Wednesday, June 16, 2010
Design by Anne Taintor
Since I 'm blogging during lunch it's only appropriate that I talk about what I'm eating and that I bring you up to speed on my lap band and life in general.
First of all, it has been close to impossible to make a lap band appointment. Their clientele has grown so much! It seems like so many people are getting the lap band. Why not? It's the perfect way to control how much you can eat without completely restricting you like gastric bypass surgery.
So I finally got an appointment, but it was two weeks out, which was yesterday. The nurse x-rayed me first and she saw the white x-ray liquid go right down with no problem. I didn't think I needed a big fill, just a tiny tweak, so she put in .5 ccs (I think it's ccs) of liquid into the lap band. She x-rayed again and it looked OK and she gave me my bottle of water to drink in the waiting room while I waited to see how I felt. Well, a few minutes later I was right back in the fill room. Then I had to excuse myself to spit up the water that was stuck. She ended up pulling out .3 and I only ended up with a .2 fill. I was kind of disappointed because I wanted a little bit more restriction. I hope that .2 is enough and just the right mix, not too tight but not too loose. That is always my goal.

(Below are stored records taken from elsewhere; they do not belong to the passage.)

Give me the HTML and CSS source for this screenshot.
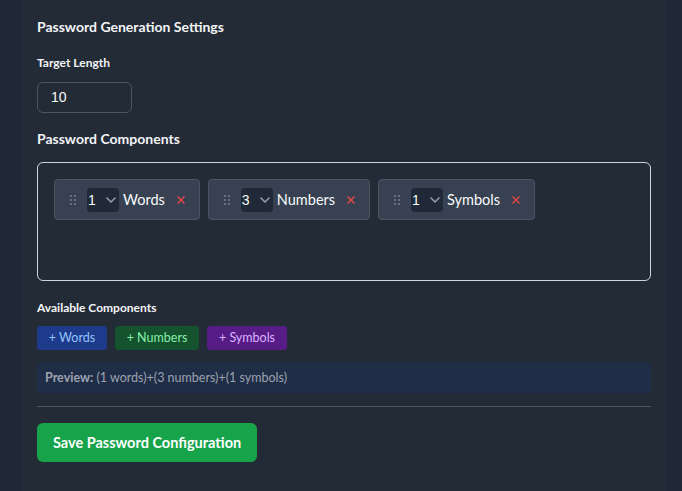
FILE: index.html
```html
<!DOCTYPE html>
<html>
<head>
<meta charset="utf-8">
<link rel="stylesheet" href="styles.css">
</head>
<body>
<div class="panel">
  <h2 class="title">Password Generation Settings</h2>
  <label class="label">Target Length</label>
  <div class="input">10</div>
  <h3 class="subtitle">Password Components</h3>
  <div class="dropzone">
    <div class="chip">
      <span class="handle"><i></i><i></i><i></i><i></i><i></i><i></i></span>
      <span class="select">1<svg width="12" height="8" viewBox="0 0 12 8"><path d="M1.5 1.5 L6 6 L10.5 1.5" fill="none" stroke="#9ca3af" stroke-width="1.4"/></svg></span>
      <span class="chip-label">Words</span>
      <svg class="remove" width="8" height="8" viewBox="0 0 8 8"><path d="M0.5 0.5 L7.5 7.5 M7.5 0.5 L0.5 7.5" stroke="#ef4444" stroke-width="1.4"/></svg>
    </div>
    <div class="chip">
      <span class="handle"><i></i><i></i><i></i><i></i><i></i><i></i></span>
      <span class="select">3<svg width="12" height="8" viewBox="0 0 12 8"><path d="M1.5 1.5 L6 6 L10.5 1.5" fill="none" stroke="#9ca3af" stroke-width="1.4"/></svg></span>
      <span class="chip-label">Numbers</span>
      <svg class="remove" width="8" height="8" viewBox="0 0 8 8"><path d="M0.5 0.5 L7.5 7.5 M7.5 0.5 L0.5 7.5" stroke="#ef4444" stroke-width="1.4"/></svg>
    </div>
    <div class="chip">
      <span class="handle"><i></i><i></i><i></i><i></i><i></i><i></i></span>
      <span class="select">1<svg width="12" height="8" viewBox="0 0 12 8"><path d="M1.5 1.5 L6 6 L10.5 1.5" fill="none" stroke="#9ca3af" stroke-width="1.4"/></svg></span>
      <span class="chip-label">Symbols</span>
      <svg class="remove" width="8" height="8" viewBox="0 0 8 8"><path d="M0.5 0.5 L7.5 7.5 M7.5 0.5 L0.5 7.5" stroke="#ef4444" stroke-width="1.4"/></svg>
    </div>
  </div>
  <label class="label avail">Available Components</label>
  <div class="adds">
    <button class="add words">+ Words</button>
    <button class="add numbers">+ Numbers</button>
    <button class="add symbols">+ Symbols</button>
  </div>
  <div class="preview"><b>Preview:</b> (1 words)+(3 numbers)+(1 symbols)</div>
  <div class="divider"></div>
  <button class="save">Save Password Configuration</button>
</div>
</body>
</html>
```
FILE: styles.css
```css
html, body {
  margin: 0;
  padding: 0;
  background: #1f2836;
  height: 100%;
}
body {
  font-family: Lato, "Noto Sans", sans-serif;
  color: #f3f4f6;
}
.panel {
  margin: 0 15px 0 21px;
  background: #232b37;
  min-height: 491px;
  box-sizing: border-box;
  padding: 17px 16px 0 16px;
  display: flex;
  flex-direction: column;
  align-items: flex-start;
}
.title {
  margin: 0;
  font-size: 14px;
  font-weight: 700;
  line-height: 20px;
  color: #f3f4f6;
}
.label {
  display: block;
  margin-top: 18px;
  font-size: 12px;
  font-weight: 700;
  line-height: 16px;
  color: #f3f4f6;
}
.input {
  margin-top: 11px;
  width: 95px;
  height: 31px;
  box-sizing: border-box;
  border: 1px solid #4b5563;
  border-radius: 6px;
  padding: 0 13px;
  font-family: "Liberation Sans", Arial, sans-serif;
  font-size: 14px;
  line-height: 29px;
  color: #f9fafb;
}
.subtitle {
  margin: 16px 0 0 0;
  font-size: 14px;
  font-weight: 700;
  line-height: 20px;
  color: #f3f4f6;
}
.dropzone {
  margin-top: 13px;
  align-self: stretch;
  height: 119px;
  box-sizing: border-box;
  border: 1px solid #d1d5db;
  border-radius: 6px;
  padding: 16px;
  display: flex;
  align-items: flex-start;
  gap: 8px;
}
.chip {
  display: flex;
  align-items: center;
  height: 41px;
  box-sizing: border-box;
  background: #374151;
  border: 1px solid #4b5563;
  border-radius: 4px;
  padding: 0 14px 0 14px;
}
.handle {
  display: grid;
  grid-template-columns: 2px 2px;
  gap: 2px 2px;
  margin: 0 11px 0 1px;
}
.handle i {
  width: 2px;
  height: 2px;
  background: #6b7280;
}
.select {
  display: flex;
  align-items: center;
  justify-content: space-between;
  width: 32px;
  height: 24px;
  box-sizing: border-box;
  background: #1f2937;
  border-radius: 4px;
  padding: 0 2px 0 1px;
  font-family: "Liberation Sans", Arial, sans-serif;
  font-size: 14px;
  color: #f9fafb;
}
.chip-label {
  margin-left: 4px;
  font-size: 14.5px;
  color: #f9fafb;
}
.remove {
  margin-left: 12px;
}
.avail {
  margin-top: 19px;
}
.adds {
  margin-top: 10px;
  display: flex;
  gap: 8px;
}
.add {
  height: 24px;
  border: none;
  border-radius: 3px;
  padding: 0;
  font-family: Lato, "Noto Sans", sans-serif;
  font-size: 12.5px;
  line-height: 24px;
}
.add.words { background: #1e3a8a; color: #93c5fd; width: 70px; }
.add.numbers { background: #14532d; color: #86efac; width: 84px; }
.add.symbols { background: #581c87; color: #d8b4fe; width: 80px; }
.preview {
  margin-top: 12px;
  align-self: stretch;
  height: 31px;
  box-sizing: border-box;
  background: #202d47;
  border-radius: 4px;
  padding: 0 8px;
  font-size: 12.5px;
  line-height: 31px;
  color: #9ca3af;
}
.preview b {
  font-weight: 700;
}
.divider {
  margin-top: 13px;
  align-self: stretch;
  height: 1px;
  background: #4b5563;
}
.save {
  margin-top: 16px;
  height: 39px;
  border: none;
  border-radius: 6px;
  background: #16a34a;
  color: #ffffff;
  font-family: Lato, "Noto Sans", sans-serif;
  font-size: 14.5px;
  font-weight: 700;
  padding: 0 16px;
}
```
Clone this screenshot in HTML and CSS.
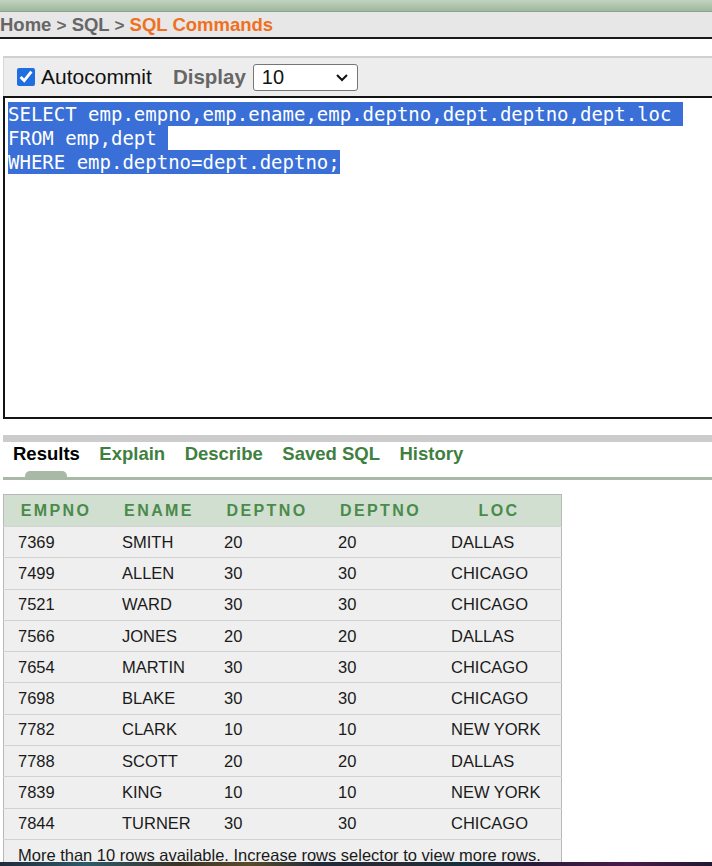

So what does that mean when I get a fill? That means that the nurse sticks a needle in the port under my skin on my midsection. This port is the top of the tube that goes all the way to my lap band and the liquid travels through that tube to the lap band to tighten it up. Yes, the port and the tube are in my body and they lead to the lap band and yes you can feel the port under my skin. It's very interesting. I don't feel it unless I press down and if I don't, I forget it's there.
After a fill I can only have liquids for two days and then soft food for two days. Two days of liquids technically goes through lunch time on Thursday and I can move to soft food at dinner continue soft foods through lunch on Saturday. If I can pull it off I’m going to try to extend the liquids through the end of the day on Thursday and then go to soft starting Friday to give myself an extra kick in the butt that I so desperately need. Today is a liquid day so I just had tomato basil soup and a liquid yogurt.
I could not believe that it had been six months since I had a fill! Unbelievable and very bad. Going in to the lap band clinic at least every 2 months is maintenance and I need that. I need to go and weigh in and I need to be accountable. That is something that I need to do in order to break this food addiction.
I read back on many of my posts here and I they encourage me to move on. I’ve done so well working out and I need to stick to that. It will all come together in the end.